Ce qu’il faut garder en tête, c’est que les engage­ments de décar­bon­a­tion pris à hori­zon 2040 ou 2050 sont assez large­ment aspi­ra­tionnels. Car nous avons un cap, mais on ne sait pas exacte­ment com­ment y arriv­er à cause de ces don­nées man­quantes et de l’absence de méthodolo­gie. Aujourd’hui, ces dif­fi­cultés sont les mêmes pour tous les acteurs financiers. C’est pour ça qu’il est essen­tiel de faire preuve de trans­parence et de s’appuyer sur des scé­nar­ios sci­en­tifiques.

Quels sont les points sur lesquels la Banque postale doit encore évoluer dans les années qui viennent ?

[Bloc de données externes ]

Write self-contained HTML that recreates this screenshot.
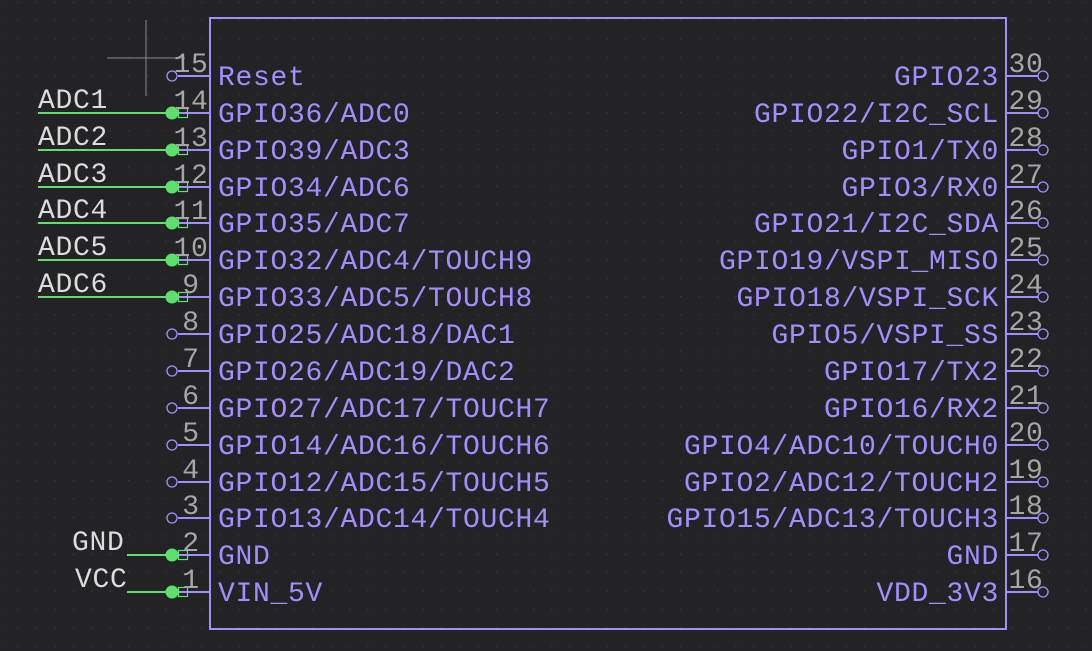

Nous allons met­tre encore plus l’accent sur les acteurs vertueux. On va dévelop­per des poli­tiques pour réori­en­ter nos flux d’investissement vers des acteurs qu’on jugera en tran­si­tion. Au niveau de la banque, on développe aus­si un out­il interne appelé l’«indice d’impact glob­al», qui va mesur­er les impacts générés par les finance­ments et investisse­ments de la banque. On cherche à le déclin­er sur l’ensemble de nos activ­ités avec des paramètres adap­tés à ces dernières, car les impacts des crédits immo­biliers pour des par­ti­c­uliers ne sont pas les mêmes que des crédits accordés à des entre­pris­es, par exem­ple. C’est encore au stade de la R&D [recherche et développe­ment], mais on espère pou­voir le déploy­er pro­gres­sive­ment à par­tir de 2023.

Nos engage­ments sont très ambitieux pour une insti­tu­tion finan­cière, mais il faut dis­tinguer ce qui dépend de nous de ce qui ne dépend pas de nous. On peut avoir des poli­tiques et engage­ments très forts, mais si la société dans son ensem­ble ne se trans­forme pas, les ban­ques seules ne pour­ront pas le faire. Elles ont un rôle essen­tiel à jouer, mais elles ne sont pas suff­isantes pour trans­former toutes la société vers un monde bas-car­bone.